The European Union proposed taking some practical measures to mitigate the impact of the American sanctions on European companies in order to preserve its interests in Iran. For instance, European governments may avoid utilizing the American financial system through direct remittances to Iran in exchange for oil exports. In addition, they may allow the European Investment Bank (EIB) to operate in Iran and grant “credit lines” in euros from European Union countries at a higher rate. Nevertheless, these measures have failed to reassure the European companies operating on an international scale that fear the impact of the American decision on their business. Hence, most of the European companies, including Total, ENI, Siemens, Airbus, Alliance, Saga Energy, Danieli and Maersk announced their willingness to leave Iran permanently only 10 days after the US withdrawal from the Iranian deal, i.e. way ahead of the Nov. 4 deadline given to companies and entities to terminate their businesses with or in Iran before the implementation of the sanctions. The reason behind the withdrawal of European companies from Iran indicates their concerns that the re-imposition of US sanctions on Iran may subject them to fines and possibly deprive them of the US market, if they continue to engage in business with Iran. There is no need to point out that their trade volume with the United States exceeds dozens of times their trade volume with Iran. The United States is home to the second largest purchasing power making it the world’s largest consumer market worth nearly $19 trillion. Furthermore, the yearly US trade volume with the European Union is worth $700 billion. Subsequently, those companies cannot risk their interests in the United States for minor deals in Iran, which form only 0.6 percent of the total global trade of the EU, according to the European Commission. Even those companies having no business or interests in the United States may be vulnerable to bankruptcy for depriving Iran of dealing in the US dollar.

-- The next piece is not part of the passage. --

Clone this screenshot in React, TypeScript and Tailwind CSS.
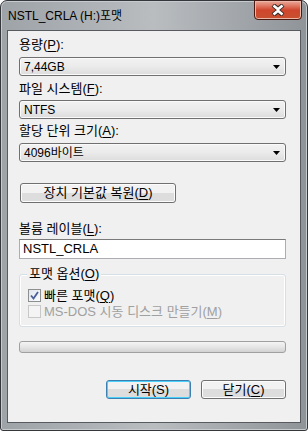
const font = "font-['Liberation_Sans','Noto_Sans_CJK_KR',sans-serif]"

function Combo({ value }: { value: string }) {
  return (
    <div className="h-[19px] w-[267px] rounded-[3px] border border-[#707070] bg-gradient-to-b from-[#f2f2f2] via-[#ebebeb] to-[#dcdcdc] flex items-center pl-[4px] pr-[5px] text-[12px] text-black shadow-[inset_0_0_0_1px_#fafafa]">
      <span className="flex-1 leading-none">{value}</span>
      <svg width="7" height="4" viewBox="0 0 7 4">
        <path d="M0 0H7L3.5 4Z" fill="#000" />
      </svg>
    </div>
  )
}

function Button({
  children,
  className = "",
  focused = false,
}: {
  children: React.ReactNode
  className?: string
  focused?: boolean
}) {
  return (
    <div
      className={`rounded-[3px] border ${
        focused ? "border-[#3c7fb1] shadow-[inset_0_0_0_1px_#48d0fb]" : "border-[#707070] shadow-[inset_0_0_0_1px_#fcfcfc]"
      } bg-gradient-to-b from-[#f2f2f2] from-50% to-[#dddddd] to-50% flex items-center justify-center text-[13px] text-black ${className}`}
    >
      {children}
    </div>
  )
}

function U({ children }: { children: React.ReactNode }) {
  return <span className="underline underline-offset-[2px]">{children}</span>
}

export default function App() {
  return (
    <div className={`w-[308px] h-[431px] bg-white ${font}`}>
      <div className="w-full h-full rounded-t-[7px] rounded-b-[3px] border border-[#34383c] bg-gradient-to-r from-[#9ea3a8] via-[#b9bdc0] to-[#8f9499] flex flex-col shadow-[inset_0_0_0_1px_#c8cbce]">
        <div className="relative h-[29px] shrink-0 flex items-center pl-[7px] pt-[1px]">
          <span className="text-[12px] text-black">NSTL_CRLA (H:)포맷</span>
          <div className="absolute right-[5px] top-[-1px] w-[48px] h-[20px] rounded-b-[4px] border border-[#4b1a12] bg-gradient-to-b from-[#e9a99b] via-[#d0462e] to-[#c7502f] flex items-center justify-center shadow-[inset_0_0_0_1px_#ebb7a9]">
            <svg width="14" height="12" viewBox="0 0 14 12">
              <path d="M2 1L7 5L12 1M2 11L7 7L12 11" stroke="#3a2a26" strokeWidth="4.5" fill="none" />
              <path d="M2.5 1.5L7 5.2L11.5 1.5M2.5 10.5L7 6.8L11.5 10.5" stroke="#fff" strokeWidth="2.6" fill="none" />
            </svg>
          </div>
        </div>
        <div className="mx-[6px] mb-[7px] flex-1 border border-[#575b60] bg-[#f0f0f0] px-[11px] flex flex-col text-[13px] text-black">
          <div className="mt-[6px] h-[15px] leading-[15px]">
            용량(<U>P</U>):
          </div>
          <div className="mt-[5px]">
            <Combo value="7,44GB" />
          </div>
          <div className="mt-[5px] h-[15px] leading-[15px]">
            파일 시스템(<U>F</U>):
          </div>
          <div className="mt-[4px]">
            <Combo value="NTFS" />
          </div>
          <div className="mt-[4px] h-[15px] leading-[15px]">
            할당 단위 크기(<U>A</U>):
          </div>
          <div className="mt-[5px]">
            <Combo value="4096바이트" />
          </div>
          <div className="mt-[21px]">
            <Button className="w-[156px] h-[20px] ml-[1px]">
              장치 기본값 복원(<U>D</U>)
            </Button>
          </div>
          <div className="mt-[18px] h-[15px] leading-[15px]">
            볼륨 레이블(<U>L</U>):
          </div>
          <div className="mt-[3px] h-[20px] w-[267px] border border-[#abadb3] border-t-[#7a7a7a] bg-white flex items-center pl-[3px]">
            NSTL_CRLA
          </div>
          <div className="relative mt-[15px] h-[53px] w-[267px] rounded-[3px] border border-[#d5dfe5] shadow-[inset_0_0_0_1px_#fff]">
            <div className="absolute left-[7px] top-[-9px] bg-[#f0f0f0] px-[2px] leading-[15px]">
              포맷 옵션(<U>O</U>)
            </div>
            <div className="mt-[13px] ml-[8px] flex items-center gap-[3px] h-[15px]">
              <div className="w-[13px] h-[13px] border border-[#8e8f8f] bg-gradient-to-br from-[#dfe6ef] to-[#fafcff] flex items-center justify-center">
                <svg width="9" height="9" viewBox="0 0 9 9">
                  <path d="M1 4.5L3.5 7.5L8 1" stroke="#4a5f97" strokeWidth="1.8" fill="none" />
                </svg>
              </div>
              <span>
                빠른 포맷(<U>Q</U>)
              </span>
            </div>
            <div className="mt-[1px] ml-[8px] flex items-center gap-[3px] h-[15px] text-[#a0a0a0]">
              <div className="w-[13px] h-[13px] border border-[#c8c8c8] bg-[#f4f4f4]" />
              <span>
                MS-DOS 시동 디스크 만들기(<U>M</U>)
              </span>
            </div>
          </div>
          <div className="mt-[14px] h-[12px] w-[267px] rounded-[3px] border border-[#a0a0a0] bg-gradient-to-b from-[#f4f4f4] via-[#e6e6e6] to-[#d2d2d2]" />
          <div className="mt-[27px] flex justify-end gap-[10px] w-[267px]">
            <Button focused className="w-[85px] h-[19px]">
              시작(S)
            </Button>
            <Button className="w-[85px] h-[19px]">
              닫기(<U>C</U>)
            </Button>
          </div>
        </div>
      </div>
    </div>
  )
}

In conclusion, I do not think the EU has much to offer in its attempts to change the reality of sanctions imposed by President Trump on Iran. Nor do I think the Iranian deal will continue if it is not amended as per the American demands, which seek to voice credible regional and international concerns over the Iranian deal. By persisting in this policy, Iran will end up in the abyss and the foreign investments that have been a winning card in many of its maneuvers to continue its aggressive policy will lose. Thus, the upcoming Iranian model is similar in many respects to that of North Korea where life is worse than death.